The Evidence of Things Not Seen by James Baldwin, $18
Rummaging through the ruins of American race relations, Baldwin addresses all the hard-to-face issues that have brought us a moment in history where it is terrifying to to be a black child in white America, and where, too often, public officials fail to ask real questions about “justice for all.” Baldwin takes a time-specific event and makes it timeless: The Evidence of Things Not Seen offers an incisive look at race in America through a lens at once disturbing and profoundly revealing.

Diesel Heart by Melvin Carter, Jr., $10
Melvin Whitfield Carter Jr. is a true son of Rondo, the city’s storied African American neighborhood. He was born in a city divided along racial lines and rich in cultural misunderstanding. Growing up in the 1950s and ’60s, he witnessed the destruction of his neighborhood by the I-94 freeway–and he found his way to fighting and trouble.

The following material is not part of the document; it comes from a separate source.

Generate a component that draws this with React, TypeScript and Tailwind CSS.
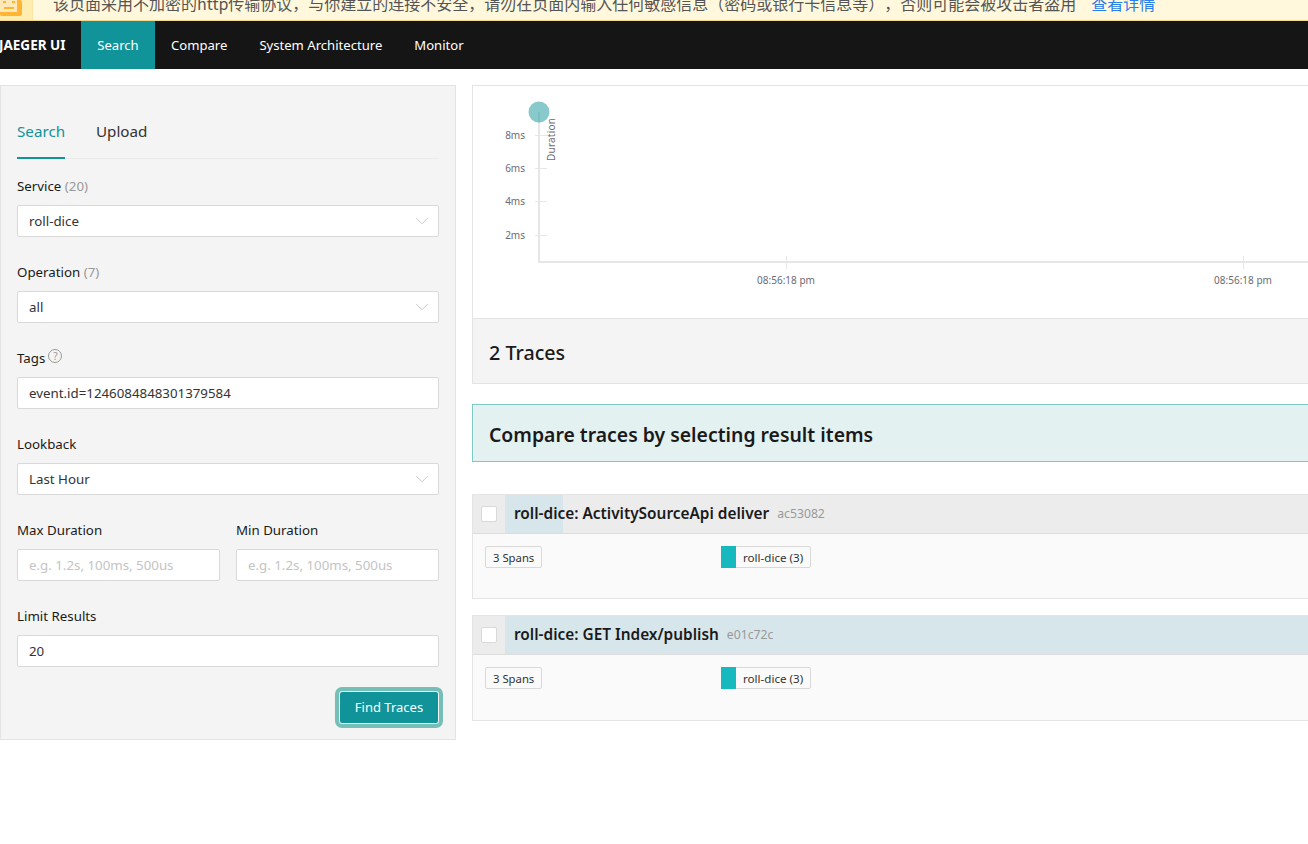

The Interesting Narrative of the Life of Olaudah Equiano, or Gustavus Vassa, the African, $9
In this truly astonishing eighteenth-century memoir, Olaudah Equiano recounts his remarkable life story, which begins when he is kidnapped in Africa as a boy and sold into slavery and culminates when he has achieved renown as a British antislavery advocate.

Vanguard: How Black Women Broke Barriers, Won the Vote, and Insisted on Equality for All by Martha S. Jones, $27
In the standard story, the suffrage crusade began in Seneca Falls in 1848 and ended with the ratification of the Nineteenth Amendment in 1920. But this overwhelmingly white women’s movement did not win the vote for most black women. Securing their rights required a movement of their own. From the earliest days of the republic to the passage of the 1965 Voting Rights Act and beyond, Jones excavates the lives and work of black women–Maria Stewart, Frances Ellen Watkins Harper, Fannie Lou Hamer, and more–who were the vanguard of women’s rights, calling on America to realize its best ideals.